Transocean Barents Gearing Up for Drilling Job in Romanian Black Sea

February 25, 2025

Transocean Barents Gearing Up for Drilling Job in Romanian Black Sea
Transocean Barents rig (Credit: Transocean)

On a frigid morning on the Black Sea the sun is glaring into the quiet navigation room of the massive semi-submersible drilling rig Transocean Barents, anchored in Romania's Constanta port.

In a matter of weeks, the rig - known as the Mighty Barents - will travel 160 kms out to sea and start drilling the 10 gas wells that make up Neptun Deep, one of the European Union's most significant gas deposits which will double Romania's production and potentially turn it into a net exporter at a time when the EU is winding down Russian gas purchases.

Jointly owned by oil and gas group OMV Petrom, majority-controlled by Austria's OMV, and Romanian state-owned gas producer Romgaz, Neptun Deep holds an estimated 100 billion cubic meters (bcm) of recoverable gas.

"Once the ship goes out to sea it can start drilling in a few days," said OMV Petrom senior executive Cristian Hubati, adding it was a matter of weeks before that happened.

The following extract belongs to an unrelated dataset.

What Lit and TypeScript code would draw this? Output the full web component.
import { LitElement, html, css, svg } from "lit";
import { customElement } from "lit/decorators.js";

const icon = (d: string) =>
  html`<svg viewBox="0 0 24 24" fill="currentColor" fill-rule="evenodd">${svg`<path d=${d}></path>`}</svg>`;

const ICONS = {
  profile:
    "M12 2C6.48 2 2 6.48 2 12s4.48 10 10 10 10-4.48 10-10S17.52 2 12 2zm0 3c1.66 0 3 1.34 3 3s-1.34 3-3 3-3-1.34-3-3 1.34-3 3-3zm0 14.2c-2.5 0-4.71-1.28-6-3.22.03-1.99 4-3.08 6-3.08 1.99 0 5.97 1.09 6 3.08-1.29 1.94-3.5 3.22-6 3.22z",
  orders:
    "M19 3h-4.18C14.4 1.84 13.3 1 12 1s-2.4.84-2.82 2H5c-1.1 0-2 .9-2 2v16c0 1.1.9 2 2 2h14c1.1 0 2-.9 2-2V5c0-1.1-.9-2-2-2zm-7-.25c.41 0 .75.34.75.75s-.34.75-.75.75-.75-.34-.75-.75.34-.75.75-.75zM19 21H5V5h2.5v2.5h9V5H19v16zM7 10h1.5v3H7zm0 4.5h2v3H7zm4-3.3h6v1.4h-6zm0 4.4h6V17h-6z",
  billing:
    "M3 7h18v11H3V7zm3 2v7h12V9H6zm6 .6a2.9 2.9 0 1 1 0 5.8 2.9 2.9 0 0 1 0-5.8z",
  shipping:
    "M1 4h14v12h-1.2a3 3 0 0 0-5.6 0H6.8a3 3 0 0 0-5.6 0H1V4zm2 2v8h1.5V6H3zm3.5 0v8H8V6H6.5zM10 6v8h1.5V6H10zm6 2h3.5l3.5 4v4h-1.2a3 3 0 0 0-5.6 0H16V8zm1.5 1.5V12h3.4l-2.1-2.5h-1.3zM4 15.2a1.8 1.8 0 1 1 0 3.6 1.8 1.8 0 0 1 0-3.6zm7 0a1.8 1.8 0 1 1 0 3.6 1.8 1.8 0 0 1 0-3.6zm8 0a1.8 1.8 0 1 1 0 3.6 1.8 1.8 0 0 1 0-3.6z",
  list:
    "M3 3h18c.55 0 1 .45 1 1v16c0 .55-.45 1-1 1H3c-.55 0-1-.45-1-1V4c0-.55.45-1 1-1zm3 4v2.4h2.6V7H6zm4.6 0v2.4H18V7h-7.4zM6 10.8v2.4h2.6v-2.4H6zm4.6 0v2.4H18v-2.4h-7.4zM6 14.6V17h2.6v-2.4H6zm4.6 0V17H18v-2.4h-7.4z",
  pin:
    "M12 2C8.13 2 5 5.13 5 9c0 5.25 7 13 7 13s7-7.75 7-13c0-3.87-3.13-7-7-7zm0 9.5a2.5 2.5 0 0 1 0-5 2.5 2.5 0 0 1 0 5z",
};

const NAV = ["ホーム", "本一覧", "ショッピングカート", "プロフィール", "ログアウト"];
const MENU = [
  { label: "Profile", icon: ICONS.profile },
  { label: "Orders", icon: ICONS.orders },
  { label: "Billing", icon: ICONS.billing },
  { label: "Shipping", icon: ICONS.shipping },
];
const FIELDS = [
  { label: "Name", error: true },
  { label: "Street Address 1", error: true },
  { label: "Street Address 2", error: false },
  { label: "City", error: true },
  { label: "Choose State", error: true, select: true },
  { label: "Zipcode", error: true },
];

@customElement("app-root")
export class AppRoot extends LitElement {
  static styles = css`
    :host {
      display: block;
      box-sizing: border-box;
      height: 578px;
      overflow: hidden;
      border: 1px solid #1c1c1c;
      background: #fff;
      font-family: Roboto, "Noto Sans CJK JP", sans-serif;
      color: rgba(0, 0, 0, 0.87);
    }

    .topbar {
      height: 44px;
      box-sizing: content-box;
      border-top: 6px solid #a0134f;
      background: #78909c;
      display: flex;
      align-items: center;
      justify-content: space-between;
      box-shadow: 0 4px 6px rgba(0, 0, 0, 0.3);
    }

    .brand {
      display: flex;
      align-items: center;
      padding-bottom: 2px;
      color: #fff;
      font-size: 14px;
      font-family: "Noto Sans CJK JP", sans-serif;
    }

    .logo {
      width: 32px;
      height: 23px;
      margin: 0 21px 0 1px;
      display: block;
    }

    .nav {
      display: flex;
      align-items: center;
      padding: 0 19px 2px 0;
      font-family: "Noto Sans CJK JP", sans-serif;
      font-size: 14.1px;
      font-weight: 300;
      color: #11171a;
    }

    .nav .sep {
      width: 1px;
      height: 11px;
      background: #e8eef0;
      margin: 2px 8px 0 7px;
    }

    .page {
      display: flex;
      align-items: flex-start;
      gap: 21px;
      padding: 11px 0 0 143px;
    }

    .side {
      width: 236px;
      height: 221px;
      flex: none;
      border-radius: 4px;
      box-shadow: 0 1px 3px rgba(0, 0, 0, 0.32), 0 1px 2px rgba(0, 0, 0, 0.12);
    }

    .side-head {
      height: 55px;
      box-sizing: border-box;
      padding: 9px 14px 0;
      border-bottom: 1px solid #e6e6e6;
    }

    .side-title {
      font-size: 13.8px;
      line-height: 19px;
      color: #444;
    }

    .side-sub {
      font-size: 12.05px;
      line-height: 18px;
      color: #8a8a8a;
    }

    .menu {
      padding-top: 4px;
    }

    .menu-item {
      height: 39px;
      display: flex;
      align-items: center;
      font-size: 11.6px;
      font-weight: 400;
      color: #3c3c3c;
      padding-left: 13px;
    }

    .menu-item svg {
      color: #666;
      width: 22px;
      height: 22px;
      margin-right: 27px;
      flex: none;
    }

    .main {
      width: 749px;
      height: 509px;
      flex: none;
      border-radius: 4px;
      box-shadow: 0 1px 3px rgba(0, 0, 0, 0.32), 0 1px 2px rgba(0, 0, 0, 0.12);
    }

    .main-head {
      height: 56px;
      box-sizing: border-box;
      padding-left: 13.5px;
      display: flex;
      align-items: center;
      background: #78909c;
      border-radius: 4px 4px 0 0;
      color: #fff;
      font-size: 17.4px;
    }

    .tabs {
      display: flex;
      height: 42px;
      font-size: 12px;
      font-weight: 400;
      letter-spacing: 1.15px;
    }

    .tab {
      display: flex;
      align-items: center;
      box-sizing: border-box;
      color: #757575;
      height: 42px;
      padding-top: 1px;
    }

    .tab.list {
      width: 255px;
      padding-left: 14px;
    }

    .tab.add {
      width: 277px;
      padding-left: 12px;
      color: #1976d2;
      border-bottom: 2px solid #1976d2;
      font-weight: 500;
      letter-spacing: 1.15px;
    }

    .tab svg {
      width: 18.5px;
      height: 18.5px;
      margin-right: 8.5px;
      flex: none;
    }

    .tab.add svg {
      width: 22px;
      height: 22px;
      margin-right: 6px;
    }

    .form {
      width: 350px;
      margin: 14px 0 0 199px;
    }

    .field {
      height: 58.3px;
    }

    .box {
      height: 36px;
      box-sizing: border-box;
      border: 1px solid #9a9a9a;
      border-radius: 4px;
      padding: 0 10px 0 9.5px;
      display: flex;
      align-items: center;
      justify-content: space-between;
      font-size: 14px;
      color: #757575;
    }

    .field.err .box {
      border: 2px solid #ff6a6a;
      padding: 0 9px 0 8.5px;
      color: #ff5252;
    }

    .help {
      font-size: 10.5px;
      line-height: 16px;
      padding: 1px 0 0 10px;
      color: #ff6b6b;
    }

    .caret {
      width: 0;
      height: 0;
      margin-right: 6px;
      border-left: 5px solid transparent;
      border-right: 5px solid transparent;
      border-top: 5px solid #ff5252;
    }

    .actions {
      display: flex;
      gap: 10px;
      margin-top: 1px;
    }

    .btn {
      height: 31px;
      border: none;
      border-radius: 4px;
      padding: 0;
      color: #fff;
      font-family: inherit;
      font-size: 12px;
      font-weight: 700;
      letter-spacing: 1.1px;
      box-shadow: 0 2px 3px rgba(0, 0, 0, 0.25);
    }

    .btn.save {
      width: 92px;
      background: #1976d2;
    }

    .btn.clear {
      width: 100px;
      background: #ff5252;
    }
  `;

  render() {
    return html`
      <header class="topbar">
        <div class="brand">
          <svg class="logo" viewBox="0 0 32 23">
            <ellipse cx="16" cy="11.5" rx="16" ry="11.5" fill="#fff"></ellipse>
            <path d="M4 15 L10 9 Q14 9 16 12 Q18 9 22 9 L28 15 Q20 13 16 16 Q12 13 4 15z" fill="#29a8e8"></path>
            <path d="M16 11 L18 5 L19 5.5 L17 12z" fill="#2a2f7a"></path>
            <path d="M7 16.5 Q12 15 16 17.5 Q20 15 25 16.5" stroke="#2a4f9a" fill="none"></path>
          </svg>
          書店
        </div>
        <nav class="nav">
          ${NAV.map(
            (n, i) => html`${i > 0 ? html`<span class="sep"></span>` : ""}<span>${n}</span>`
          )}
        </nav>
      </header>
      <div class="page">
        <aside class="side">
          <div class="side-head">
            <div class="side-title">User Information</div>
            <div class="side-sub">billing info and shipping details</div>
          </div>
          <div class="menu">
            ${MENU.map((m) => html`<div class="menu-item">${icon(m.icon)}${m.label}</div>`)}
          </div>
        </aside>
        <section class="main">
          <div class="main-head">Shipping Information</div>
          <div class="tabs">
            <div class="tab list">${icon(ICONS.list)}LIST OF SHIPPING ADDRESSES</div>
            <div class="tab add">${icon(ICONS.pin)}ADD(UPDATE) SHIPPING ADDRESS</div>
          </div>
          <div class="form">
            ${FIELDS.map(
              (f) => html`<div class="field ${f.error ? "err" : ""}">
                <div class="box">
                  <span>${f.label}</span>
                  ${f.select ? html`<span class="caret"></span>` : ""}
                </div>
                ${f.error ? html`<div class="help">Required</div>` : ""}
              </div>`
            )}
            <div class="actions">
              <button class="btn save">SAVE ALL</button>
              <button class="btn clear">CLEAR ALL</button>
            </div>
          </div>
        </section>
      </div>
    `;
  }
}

On track to deliver first gas in 2027, Neptun Deep is Romania's biggest energy project since it completed its second nuclear reactor almost two decades ago.

The project faces opposition from the country's rising far right, who regard gas exports as a betrayal of national interest, and protests and legal challenges from environmental activists, as well as fiscal uncertainty as the government seeks to lower the European Union's largest budget deficit.

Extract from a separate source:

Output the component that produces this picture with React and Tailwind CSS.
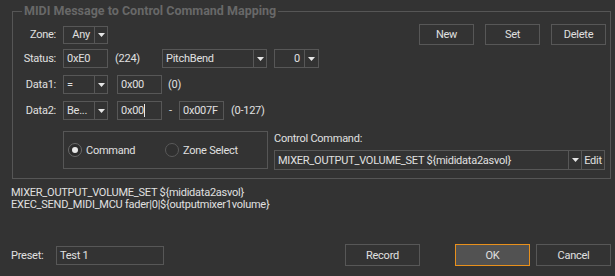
import React from "react";

const Arrow = () => (
  <svg width="7" height="4" viewBox="0 0 7 4" className="block">
    <polygon points="0,0 7,0 3.5,4" fill="#e6e6e6" />
  </svg>
);

function Combo({ w, arrowW = 13, text, align = "left", h = "h-[19px]" }) {
  return (
    <div className={`flex ${h} border border-[#575757] shrink-0`} style={{ width: w }}>
      <div className={`flex-1 flex items-center px-[3px] ${align === "right" ? "justify-end pr-[4px]" : ""}`}>
        {text}
      </div>
      <div className="flex items-center justify-center border-l border-[#575757]" style={{ width: arrowW }}>
        <Arrow />
      </div>
    </div>
  );
}

function TextBox({ w = 45, text, caret = false }) {
  return (
    <div className="flex items-center h-[19px] border border-[#575757] px-[3px] shrink-0" style={{ width: w }}>
      <span>{text}</span>
      {caret && <span className="inline-block w-px h-[13px] bg-[#e6e6e6]" />}
    </div>
  );
}

function Btn({ children, w, h, ok = false }) {
  return (
    <div
      className={`flex items-center justify-center shrink-0 border ${ok ? "border-[#e8901c] bg-[#525252]" : "border-[#575757]"}`}
      style={{ width: w, height: h }}
    >
      {children}
    </div>
  );
}

export default function App() {
  return (
    <div className="w-[615px] h-[276px] bg-[#333333] text-[#e0e0e0] text-[11px] leading-[13px] tracking-[-0.25px] font-['Roboto','Liberation_Sans',sans-serif] overflow-hidden">
      <div className="h-[11px]" />
      <div className="relative ml-[12px] w-[599px] h-[168px] border border-[#565656]">
        <div className="absolute left-[9px] top-[-9px] px-[2px] bg-[#333333] text-[12.5px] leading-[16px] tracking-normal font-bold text-[#686868]">
          MIDI Message to Control Command Mapping
        </div>

        {/* Zone row */}
        <div className="flex items-center h-[21px] mt-[12px]">
          <div className="w-[43px] text-right">Zone:</div>
          <div className="ml-[7px]">
            <Combo w={45} text="Any" align="right" h="h-[18px]" />
          </div>
          <div className="ml-auto mr-[4px] flex gap-[11px]">
            <Btn w={55} h={21}>New</Btn>
            <Btn w={55} h={21}>Set</Btn>
            <Btn w={55} h={21}>Delete</Btn>
          </div>
        </div>

        {/* Status row */}
        <div className="flex items-center h-[19px] mt-[4px]">
          <div className="w-[43px] text-right">Status:</div>
          <div className="ml-[7px]"><TextBox text="0xE0" /></div>
          <div className="ml-[7px] w-[47px]">(224)</div>
          <Combo w={105} text="PitchBend" />
          <div className="ml-[7px]">
            <Combo w={45} arrowW={14} text="0" align="right" />
          </div>
        </div>

        {/* Data1 row */}
        <div className="flex items-center h-[19px] mt-[7px]">
          <div className="w-[43px] text-right">Data1:</div>
          <div className="ml-[7px]"><Combo w={45} text="=" /></div>
          <div className="ml-[9px]"><TextBox text="0x00" /></div>
          <div className="ml-[6px]">(0)</div>
        </div>

        {/* Data2 row */}
        <div className="flex items-center h-[19px] mt-[7px]">
          <div className="w-[43px] text-right">Data2:</div>
          <div className="ml-[7px]"><Combo w={45} text="Be..." /></div>
          <div className="ml-[9px]"><TextBox text="0x00" caret /></div>
          <div className="w-[17px] text-center">-</div>
          <TextBox text="0x007F" />
          <div className="ml-[7px]">(0-127)</div>
        </div>

        {/* Radio + control command */}
        <div className="flex mt-[11px]">
          <div className="ml-[50px] w-[205px] h-[38px] border border-[#565656] flex items-center pl-[4px]">
            <div className="flex items-center w-[97px]">
              <div className="w-[14px] h-[14px] rounded-full border border-[#6a6a6a] bg-[#2c2c2c] flex items-center justify-center">
                <div className="w-[6px] h-[6px] rounded-full bg-[#e8e8e8]" />
              </div>
              <span className="ml-[4px]">Command</span>
            </div>
            <div className="flex items-center">
              <div className="w-[14px] h-[14px] rounded-full border border-[#5a5a5a] bg-[#303030]" />
              <span className="ml-[4px]">Zone Select</span>
            </div>
          </div>
          <div className="ml-[6px] flex flex-col">
            <div className="h-[14px] flex items-center">Control Command:</div>
            <div className="mt-[5px] flex h-[20px] w-[331px] border border-[#575757]">
              <div className="flex-1 flex items-center px-[3px]">MIXER_OUTPUT_VOLUME_SET ${"{mididata2asvol}"}</div>
              <div className="w-[13px] flex items-center justify-center border-l border-[#575757]">
                <Arrow />
              </div>
              <div className="w-[23px] flex items-center justify-center border-l border-[#575757]">Edit</div>
            </div>
          </div>
        </div>
      </div>

      {/* Command text */}
      <div className="mt-[8px] pl-[11px] leading-[12px]">
        <div>MIXER_OUTPUT_VOLUME_SET ${"{mididata2asvol}"}</div>
        <div>EXEC_SEND_MIDI_MCU fader|0|${"{outputmixer1volume}"}</div>
      </div>

      {/* Bottom row */}
      <div className="flex items-center h-[22px] mt-[33px] pl-[11px]">
        <div className="w-[45px]">Preset:</div>
        <div className="flex items-center h-[19px] w-[108px] border border-[#575757] px-[3px]">Test 1</div>
        <div className="ml-[181px]"><Btn w={75} h={22}>Record</Btn></div>
        <div className="ml-[35px]"><Btn w={75} h={22} ok>OK</Btn></div>
        <div className="ml-[6px]"><Btn w={75} h={22}>Cancel</Btn></div>
      </div>
    </div>
  );
}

To get past the bridges of the Bosphorous Strait and into the Black Sea, Transocean's rig, which has previously drilled in Canada, Norway, Cyprus and Lebanon, has had to lower its ram guides for the first time since it became operational in 2009.

Employees from 20 different companies were providing services on the rig, which has a cinema, a gym, a music room, a cafeteria and offices split over four levels.

Once the drilling starts, with some wells at depths of more than 1,000 metres, the rig will host up to 140 staff, which will rotate every four weeks round the clock for up to 18 months, manager Pierre Gully said.